Hold your stocks, and enjoy the ride.
And how, exactly, do they break out MacIntel from MacOS. Aren't they the same OS? And where's OS 9? Is that in there too (and don't tell me no one uses it, because look at the chart - they still have usage for Win95 and WebTV!) And why does the MacOS and Linux get all clumped into single categories, but every freakin' version of windows is listed separately (Or is that just more to show people that there's still almost a 1% of the population using WinNT!)
And as for false gains, I doubt that there is a significant number of users that changed their user agent. If we assume the vast number of Mac users are like the vast number of PC users, then they won't know how to change the user agent in Safari (let alone have Firefox installed). Remember, you have to enable the Debug menu in Safari to change the user agent, and I doubt many people will have done so.

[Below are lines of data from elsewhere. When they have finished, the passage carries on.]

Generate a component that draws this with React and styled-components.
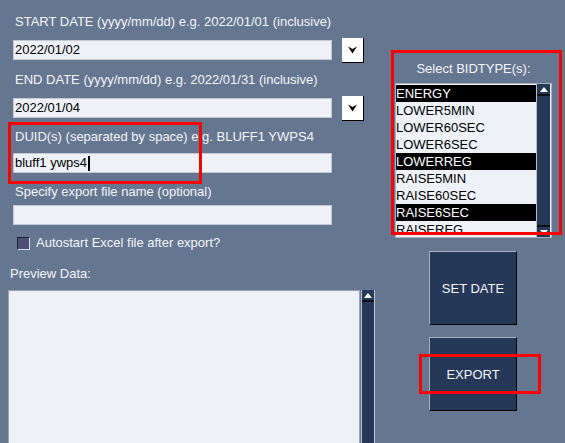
import React from 'react';
import styled, { createGlobalStyle } from 'styled-components';

const Global = createGlobalStyle`
  html, body { margin: 0; padding: 0; background: #657690; }
  body { font-family: "Liberation Sans", Arial, sans-serif; font-size: 13px; overflow: hidden; }
`;

const Page = styled.div`
  position: relative;
  width: 565px;
  height: 443px;
  overflow: hidden;
  background: #657690;
  display: grid;
  grid-template-columns: 380px 185px;
`;

const LeftCol = styled.div`
  display: flex;
  flex-direction: column;
`;

const RightCol = styled.div`
  display: flex;
  flex-direction: column;
`;

const Label = styled.div`
  color: #f3f5f8;
  line-height: 16px;
  height: 16px;
  white-space: nowrap;
  margin-top: ${p => p.$mt}px;
  padding-left: ${p => p.$pl ?? 15}px;
`;

const FieldRow = styled.div`
  display: flex;
  align-items: center;
  gap: 10px;
  height: 20px;
  margin-top: ${p => p.$mt}px;
  padding-left: 13px;
`;

const TextBox = styled.div`
  box-sizing: border-box;
  width: 319px;
  height: 20px;
  background: #eef1f6;
  border: 1px solid #c3c8d1;
  padding: 0 1px;
  line-height: 18px;
  color: #000;
  white-space: nowrap;
  display: flex;
  align-items: center;
`;

const Caret = styled.span`
  display: inline-block;
  width: 2px;
  height: 15px;
  background: #000;
  margin-left: 1px;
`;

const DropButton = styled.div`
  box-sizing: border-box;
  flex: none;
  width: 22px;
  height: 25px;
  background: #fff;
  border-right: 1px solid #000;
  border-bottom: 1px solid #000;
  display: flex;
  align-items: center;
  justify-content: center;
`;

const CheckRow = styled.div`
  display: flex;
  align-items: center;
  gap: 6px;
  height: 16px;
  margin-top: ${p => p.$mt}px;
  padding-left: 17px;
  color: #f3f5f8;
  line-height: 16px;
  white-space: nowrap;
`;

const CheckBox = styled.span`
  box-sizing: border-box;
  width: 13px;
  height: 13px;
  background: #4e4f74;
  border-top: 1px solid #1f2230;
  border-left: 1px solid #1f2230;
  border-right: 1px solid #d8dde6;
  border-bottom: 1px solid #d8dde6;
`;

const PreviewWrap = styled.div`
  display: flex;
  gap: 1px;
  margin-top: ${p => p.$mt}px;
  padding-left: 8px;
  height: 200px;
`;

const TextArea = styled.div`
  box-sizing: border-box;
  width: 352px;
  background: #eef1f6;
  border: 1px solid #9aa3b0;
`;

const ScrollBar = styled.div`
  box-sizing: border-box;
  flex: none;
  width: ${p => p.$w}px;
  background: #263857;
  border-left: 1px solid #b9c1cc;
  border-right: 1px solid ${p => p.$rb || '#c3cad4'};
  display: flex;
  flex-direction: column;
  justify-content: space-between;
`;

const ArrowBtn = styled.div`
  height: 10px;
  display: flex;
  align-items: center;
  justify-content: center;
  background: #263857;
  border-${p => (p.$down ? 'top' : 'bottom')}: 2px solid #0d0f14;
`;

const BidPanel = styled.div`
  display: flex;
  flex-direction: column;
  align-items: center;
  margin-left: 15px;
  width: 157px;
`;

const PanelLabel = styled.div`
  color: #f3f5f8;
  line-height: 16px;
  height: 16px;
  margin-top: 61px;
  white-space: nowrap;
`;

const ListBox = styled.div`
  box-sizing: border-box;
  margin-top: 6px;
  width: 157px;
  height: 155px;
  border: 1px solid #a8b0bd;
  background: #eef1f6;
  display: flex;
  overflow: hidden;
`;

const Items = styled.div`
  flex: 1;
  padding-top: 1px;
  overflow: hidden;
`;

const Item = styled.div`
  height: 17px;
  line-height: 17px;
  white-space: nowrap;
  background: ${p => (p.$sel ? '#000' : 'transparent')};
  color: ${p => (p.$sel ? '#fff' : '#000')};
`;

const ActionButton = styled.div`
  box-sizing: border-box;
  width: 88px;
  height: 74px;
  margin-left: 49px;
  margin-top: ${p => p.$mt}px;
  background: #263857;
  border-top: 1px solid #a7b0c1;
  border-left: 1px solid #a7b0c1;
  border-right: 1px solid #000;
  border-bottom: 1px solid #000;
  color: #f4f6fc;
  display: flex;
  align-items: center;
  justify-content: center;
  white-space: nowrap;
`;

const Highlight = styled.div`
  position: absolute;
  box-sizing: border-box;
  border: 3px solid #ff0000;
  left: ${p => p.$x}px;
  top: ${p => p.$y}px;
  width: ${p => p.$w}px;
  height: ${p => p.$h}px;
  pointer-events: none;
`;

const DownChevron = () => (
  <svg width="9" height="8" viewBox="0 0 9 8">
    <polygon points="0,0.5 4.5,3 9,0.5 4.5,7.5" fill="#000" />
  </svg>
);

const UpTri = () => (
  <svg width="8" height="5" viewBox="0 0 8 5">
    <polygon points="0,5 4,0 8,5" fill="#fff" />
  </svg>
);

const DownTri = () => (
  <svg width="8" height="5" viewBox="0 0 8 5">
    <polygon points="0,0 4,5 8,0" fill="#fff" />
  </svg>
);

const bidTypes = [
  { name: 'ENERGY', sel: true },
  { name: 'LOWER5MIN' },
  { name: 'LOWER60SEC' },
  { name: 'LOWER6SEC' },
  { name: 'LOWERREG', sel: true },
  { name: 'RAISE5MIN' },
  { name: 'RAISE60SEC' },
  { name: 'RAISE6SEC', sel: true },
  { name: 'RAISEREG' },
];

export default function App() {
  return (
    <>
      <Global />
      <Page>
        <LeftCol>
          <Label $mt={14}>START DATE (yyyy/mm/dd) e.g. 2022/01/01 (inclusive)</Label>
          <FieldRow $mt={10}>
            <TextBox>2022/01/02</TextBox>
            <DropButton><DownChevron /></DropButton>
          </FieldRow>
          <Label $mt={12}>END DATE (yyyy/mm/dd) e.g. 2022/01/31 (inclusive)</Label>
          <FieldRow $mt={10}>
            <TextBox>2022/01/04</TextBox>
            <DropButton><DownChevron /></DropButton>
          </FieldRow>
          <Label $mt={11}>DUID(s) (separated by space) e.g. BLUFF1 YWPS4</Label>
          <FieldRow $mt={8}>
            <TextBox>bluff1 ywps4<Caret /></TextBox>
          </FieldRow>
          <Label $mt={11}>Specify export file name (optional)</Label>
          <FieldRow $mt={5}>
            <TextBox />
          </FieldRow>
          <CheckRow $mt={10}>
            <CheckBox />
            Autostart Excel file after export?
          </CheckRow>
          <Label $mt={15} $pl={10}>Preview Data:</Label>
          <PreviewWrap $mt={8}>
            <TextArea />
            <ScrollBar $w={14}>
              <ArrowBtn><UpTri /></ArrowBtn>
            </ScrollBar>
          </PreviewWrap>
        </LeftCol>
        <RightCol>
          <BidPanel>
            <PanelLabel>Select BIDTYPE(s):</PanelLabel>
            <ListBox>
              <Items>
                {bidTypes.map(b => (
                  <Item key={b.name} $sel={b.sel}>{b.name}</Item>
                ))}
              </Items>
              <ScrollBar $w={15} $rb="#f2f4f8">
                <ArrowBtn><UpTri /></ArrowBtn>
                <ArrowBtn $down><DownTri /></ArrowBtn>
              </ScrollBar>
            </ListBox>
          </BidPanel>
          <ActionButton $mt={13}>SET DATE</ActionButton>
          <ActionButton $mt={12}>EXPORT</ActionButton>
        </RightCol>
        <Highlight $x={8} $y={122} $w={194} $h={62} />
        <Highlight $x={391} $y={50} $w={171} $h={185} />
        <Highlight $x={419} $y={354} $w={122} $h={40} />
      </Page>
    </>
  );
}
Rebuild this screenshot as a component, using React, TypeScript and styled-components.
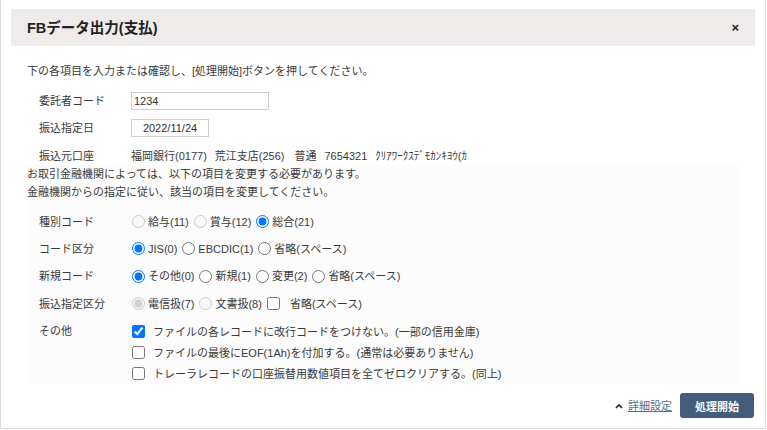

Also, the Windows number are broken out typically because when you look at them compared to other installs, there significant figures. But if you look at the typical Mac OS X numbers, they tend to be 90% current OS, 5% last gen OS, single digits on all previous. And in response to OS 9, yes it is dead, don't kid yourself otherwise.
As for Linux breakdowns, you have half a dozen distros, and each with their own version numbering scheme, and then if you break them down you have some saying "your making us look like we're nothing" and if you don't "but how will we know which is the most popular distro/version!" No win there.